In an effort to situate themselves as a people with legitimate political and social claims to the United States, activists such as Pennington publicly enacted a type of literary and discursive ‘‘white face’’ in which they too ventriloquized the word nigger. Like their white American counterparts, they spoke and wrote the word to quote their enemies, branding it as white-only English. Importantly, the stakes were high for international black activists to speak the word nigger, even for the sake of exposing white racism. By doing so, they chanced being categorized as part of the immutable social class out of which they aspired to rise. Therefore, among early activists, the word was verboten. It did not appear in the first African American newspaper Freedom’s Journal that ran from 1827 to 1829, nor was it credited to a black activist in The Liberator until the mid-1830s. The reluctance of early activists to repeat the word brings into stark relief the magnitude of David Walker’s use of the word in his 1829 Appeal. When Frederick Douglass traveled to the British Isles from 1845 to 1847, he engaged in a rare instance of using the word casually. He wrote to white Boston abolitionist Francis Jackson that ‘‘It is quite an advantage to be a ‘nigger’ here.’’ He went on to describe that he was not quite black enough for the British, but as long as he kept his hair ‘‘wooly,’’ he could ‘‘pass for at least a half a negro at any rate.’’ Yet, even as he playfully conjured the familiar pejorative in his letter, he made sure to use quotation marks to indicate that he was quoting U.S. whites and/or racist Britons.
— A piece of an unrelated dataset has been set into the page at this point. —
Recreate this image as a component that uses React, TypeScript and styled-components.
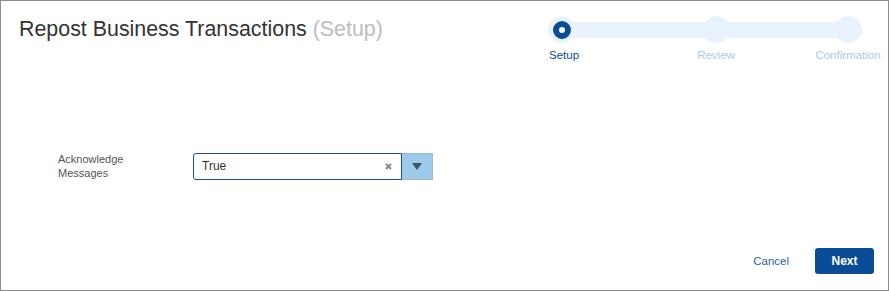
import React from 'react';
import styled, { createGlobalStyle } from 'styled-components';

const GlobalStyle = createGlobalStyle`
  html, body {
    margin: 0;
    padding: 0;
    background: #fff;
  }
  body {
    font-family: "Liberation Sans", Arial, sans-serif;
  }
`;

export const Panel = styled.div`
  box-sizing: border-box;
  width: 889px;
  height: 291px;
  border: 1px solid #8c8c8c;
  display: flex;
  flex-direction: column;
  background: #fff;
`;

export const Header = styled.div`
  display: flex;
  justify-content: space-between;
  align-items: flex-start;
  height: 70px;
  padding: 0 6px 0 18px;
`;

export const Title = styled.h1`
  margin: 16px 0 0;
  font-size: 21.4px;
  line-height: 25px;
  font-weight: normal;
  color: #333;

  span {
    color: #bdbdbd;
  }
`;

export const Stepper = styled.div`
  position: relative;
  display: flex;
  margin-top: 15px;

  &::before {
    content: '';
    position: absolute;
    left: 14px;
    right: 34px;
    top: 6px;
    height: 16px;
    background: #e8f3fd;
  }
`;

export const Step = styled.div<{ $offset: number; $width: number; $start?: boolean }>`
  position: relative;
  display: flex;
  flex-direction: column;
  align-items: ${p => (p.$start ? 'flex-start' : 'center')};
  width: ${p => p.$width}px;
  margin-left: ${p => p.$offset}px;
`;

export const Dot = styled.div<{ $active?: boolean }>`
  box-sizing: border-box;
  width: 27px;
  height: 27px;
  border-radius: 50%;
  background: #e8f3fd;
  display: flex;
  align-items: center;
  justify-content: center;

  &::after {
    content: '';
    display: ${p => (p.$active ? 'block' : 'none')};
    box-sizing: border-box;
    width: 18px;
    height: 18px;
    border-radius: 50%;
    border: 6px solid #0b4c97;
    background: #fff;
  }
`;

export const StepLabel = styled.div<{ $active?: boolean }>`
  margin-top: 6px;
  padding-left: ${p => (p.$active ? '1px' : '0')};
  font-size: 11.5px;
  line-height: 13px;
  white-space: nowrap;
  color: ${p => (p.$active ? '#0b4c97' : '#a3cdf0')};
`;

export const FormRow = styled.div`
  display: flex;
  align-items: center;
  padding: 81px 0 0 57px;
`;

export const FieldLabel = styled.label`
  width: 135px;
  font-size: 11px;
  line-height: 14px;
  color: #555;
`;

export const Select = styled.div`
  display: flex;
  height: 27px;
`;

export const SelectInput = styled.div`
  box-sizing: border-box;
  width: 209px;
  height: 27px;
  display: flex;
  align-items: center;
  justify-content: space-between;
  padding: 0 9px 0 8px;
  border: 1px solid #1d4f91;
  border-radius: 3px 0 0 3px;
  font-size: 12px;
  color: #333;
`;

export const SelectButton = styled.div`
  box-sizing: border-box;
  width: 31px;
  height: 27px;
  background: #9ccaeb;
  border: 1px solid #a9b8c4;
  border-left: none;
  display: flex;
  align-items: center;
  justify-content: center;
`;

export const Footer = styled.div`
  margin-top: auto;
  display: flex;
  justify-content: flex-end;
  align-items: center;
  gap: 26px;
  padding: 0 14px 16px 0;
`;

export const LinkButton = styled.button`
  border: none;
  background: none;
  padding: 0;
  font-family: inherit;
  font-size: 11.5px;
  color: #2c5fa3;
  cursor: pointer;
`;

export const PrimaryButton = styled.button`
  width: 59px;
  height: 26px;
  border: none;
  border-radius: 3px;
  background: #0b4c97;
  color: #fff;
  font-family: inherit;
  font-size: 12px;
  font-weight: bold;
  cursor: pointer;
`;

const steps = [
  { label: 'Setup', offset: 0, width: 28, active: true },
  { label: 'Review', offset: 121, width: 38 },
  { label: 'Confirmation', offset: 79, width: 68 },
];

export const App = () => {
  return (
    <>
      <GlobalStyle />
      <Panel>
        <Header>
          <Title>
            Repost Business Transactions <span>(Setup)</span>
          </Title>
          <Stepper>
            {steps.map(s => (
              <Step key={s.label} $offset={s.offset} $width={s.width} $start={s.active}>
                <Dot $active={s.active} />
                <StepLabel $active={s.active}>{s.label}</StepLabel>
              </Step>
            ))}
          </Stepper>
        </Header>
        <FormRow>
          <FieldLabel>
            Acknowledge
            <br />
            Messages
          </FieldLabel>
          <Select>
            <SelectInput>
              <span>True</span>
              <svg width="7" height="7" viewBox="0 0 7 7">
                <path d="M1 1 L6 6 M6 1 L1 6" stroke="#8a8a8a" strokeWidth="2" />
              </svg>
            </SelectInput>
            <SelectButton>
              <svg width="10" height="7" viewBox="0 0 10 7">
                <path d="M0 0 H10 L5 7 Z" fill="#3f5668" />
              </svg>
            </SelectButton>
          </Select>
        </FormRow>
        <Footer>
          <LinkButton>Cancel</LinkButton>
          <PrimaryButton>Next</PrimaryButton>
        </Footer>
      </Panel>
    </>
  );
};

export default App;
By the 1840s, colored travelers such as Pennington and Douglass strategically used the word nigger in their writings and speeches, arguing that in the United States people of color were not somehow uniquely constituted for enslavement and containment. Instead, they asserted that white Americans demeaned and alienated black people through the ideology that nigger represented. Transatlantic abolitionists consistently linked the white use of the word to attacks on black social mobility. In his famous 1845 Narrative, Douglass depicted the word as a representative of racial violence and oppression, demonstrating one memorable instance when his enslaver spewed the word nigger several times to prevent Douglass’s education. When Douglass traveled to the British Isles, he passionately detailed how whites in the United States deployed the word nigger to obstruct independent black movement, especially at the thresholds of public space. In a letter from Ireland to white abolitionist William Lloyd Garrison in 1846, Douglass made clear that slavery was not the sole cause of his consistent alienation. He told how in the North both poor and middle-class whites seethed at the prospect of his inclusion in an array of public venues, including steamships, omnibuses, stagecoaches, inns, zoos, and lyceums. Describing the ‘‘fiendish hate’’ he confronted as a man of color attempting to navigate the antebellum North, Douglass repeated nine times the fierce mantra of his white countrymen, ‘‘we don’t allow niggers in here.’’

Ultimately, black activists made it known internationally that the word nigger and all it represented was a central dictum in the development of African American social identity in the United States, particularly in the North. They reiterated that nigger was what home sounded and looked like. Whether laborers of color incorporated the word into their own vocabulary to signal a shared social experience or middle-class activists brandished it as a sword to fight slavery and prejudice, nigger was a constant companion. Its virulence was a nasty mockery of the culture that people of color built for themselves in the post-revolutionary United States. In the 1830s, when blackface cultural productions reached their height of popularity and white parents used nigger as a centerpiece for anti-black instruction, the word gained a violence and omnipresence from which it has never recovered. Nevertheless, when colored travelers used it, they did so to insist that, despite white attempts to exile and banish them, the United States was still their home. They exposed nigger and the sentiment it fostered as impediments to their freedom. By presenting themselves internationally as gentlemen and ladies who reluctantly conjured the word to unmask white racism, they made nigger the verbal symbolic of their ostracism in the country of their birth.

A final word about nigger. Not all African American laborers built a healthy social identity around the black version of nigger, tellingly demonstrating that home remained a dangerous, fraught, and unwelcoming place even after the transatlantic abolitionists traveled abroad. Not all black activists in the North were people who had the opportunity or the resources to escape slavery, involuntary labor, or poverty and thereby transcend the repression of the word nigger. Certainly, only a limited number of activists ever acquired the patronage to travel at all, let alone to foreign shores. For those who reviled the white racism that nigger symbolized but lacked the capital and/or wherewithal to move independently, nigger came to represent their lack of options and the very real fact of their containment. Harriet Wilson was one of these people. Driven by poverty, disability, homelessness, and motherhood, she self-published the book Our Nig to raise money for herself and her child. While the autobiographical work showed how the word signified a shared social identity and offered countless examples of the cruelty and violence of her white characters for using it, more importantly, it demonstrated how nigger was capable of fracturing Wilson’s own self. No doubt, the book’s title, Our Nig, referenced the Bellmonts’ sense of ownership of the child. Yet, in a rhetorical slippage that is repeated throughout the book, the narrator interchangeably called the central character ‘‘Frado’’ and ‘‘Nig.’’ For example, when the petulant and violent Bellmont daughter moved away, the narrator commented on Frado’s relief, remarking that ‘‘Nig went as she was told, and her clear voice was heard as she went, singing in joyous notes.’’ Obviously Wilson utilized the epithet to highlight the horror of her degradation, but in reiterating it, Wilson was also using the word to describe herself. The book’s title page emphasizes this. Wilson did not credit the authorship of the book to herself, but instead simply to ‘‘Our Nig’.’ Whereas the title of the book, ‘‘Our Nig,’’ was an obvious indictment of the cruel family that indentured her and the society that allowed it, by calling the author of the piece ‘‘Our Nig,’’ Wilson was doing other important work as well. Her anonymity and invisibility here announced a racial alienation that declared, despite her birthright, the white North could never fully be her home. Nor would it ever be to countless more.